The Input Devices and Music Interaction Lab has uploaded videos from a concert held in February 2020, in which participating composers from the CIRMMT T-Stick Music Creation Workshop presented their new works. The videos linked below show some of their amazing variety, including installation-like pieces in which the T-Stick is fixed to a stand, works for dancers, laptop ensembles, and interactive visuals.
Now available online: Joseph Malloch, Stephen Sinclair, and Marcelo M. Wanderley. “Generalized Multi-Instance Control Mapping for Interactive Media Systems”. In IEEE MultiMedia, 25(1), January–March 2018. DOI: 10.1109/MMUL.2018.112140028
We articulate a need for the representation of temporal objects reflecting dynamic, short-lived mapping connections instantiated from a template, in tools for designing and using interactive media systems. A list of requirements is compiled from an examination of existing tools, practical use cases, and abstract considerations of node connectivity and information propagation within a graph of connected devices. We validate the concept through implementation in the open source software libmapper, and explore its application by integration with existing controller/synthesizer software and hardware.
Here’s a video from way back in 2011 that I only recently noticed on YouTube. It features D. Andrew Stewart playing the T-Stick as instrumental soloist with laptop orchestras from Concordia and McMaster Universities.
The piece was co-composed by Eldad Tsabary (director of the Concordia Laptop Orchestra, CLOrk), D. Andrew Stewart (T-Stick) and David Ogborn (founder of McMaster University’s Cybernetic Orchestra).
My Ph.D. dissertation A Framework and Tools for Mapping of Digital Musical Instruments is available – contact me if you would like an electronic copy.
Digital musical instruments (DMIs) are typically composed of an interface using some type of sensor technology, and real-time media synthesis algorithms running on a digital computer. The connections between various input signals from performer interaction and the parameters of synthesis must be artificially associated – this mapping of gesture to sound or other media defines the behaviour of the system as a whole. Mapping design is a challenging and sometimes frustrating process.
In this dissertation, the design and implementation of an open-source, cross-platform software library and several related tools for supporting the mapping task are presented. These tools are designed to provide discovery and interconnection between parts of DMIs and other interactive systems, and to achieve compatibility through translation and transformation of data representations rather than imposing representation standards. The control parameters of software and hardware devices compliant with libmapper can be freely interconnected without requiring any intended mutual compatibility.

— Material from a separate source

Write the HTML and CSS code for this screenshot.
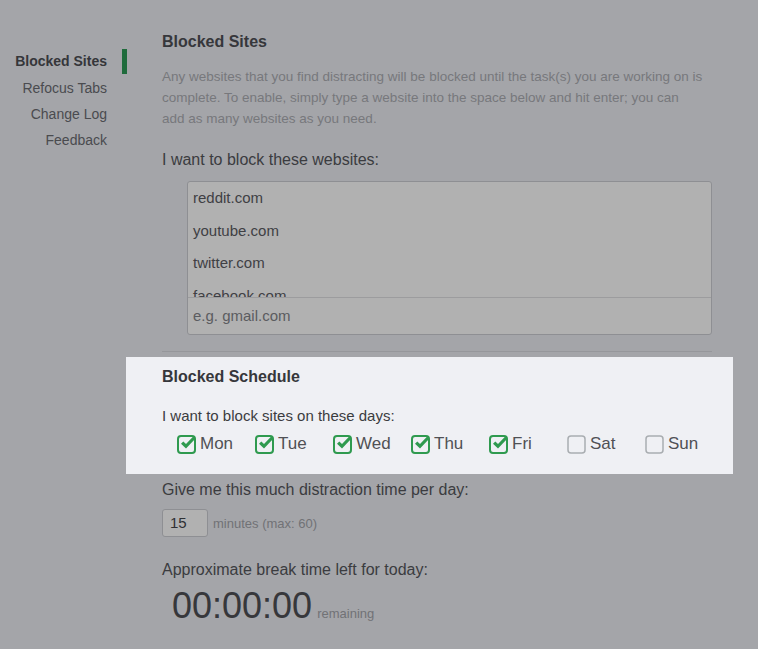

Among the unique features presented is support for mapping between systems that include entities with multiple instances with dynamic lifetimes, systems which would usually require bespoke programming. A formalization of the problem is described, and several examples of real-world applications are outlined.
Finally, use-cases for the mapping tools are presented in-depth: the design, development and use of novel digital musical instruments for live performance.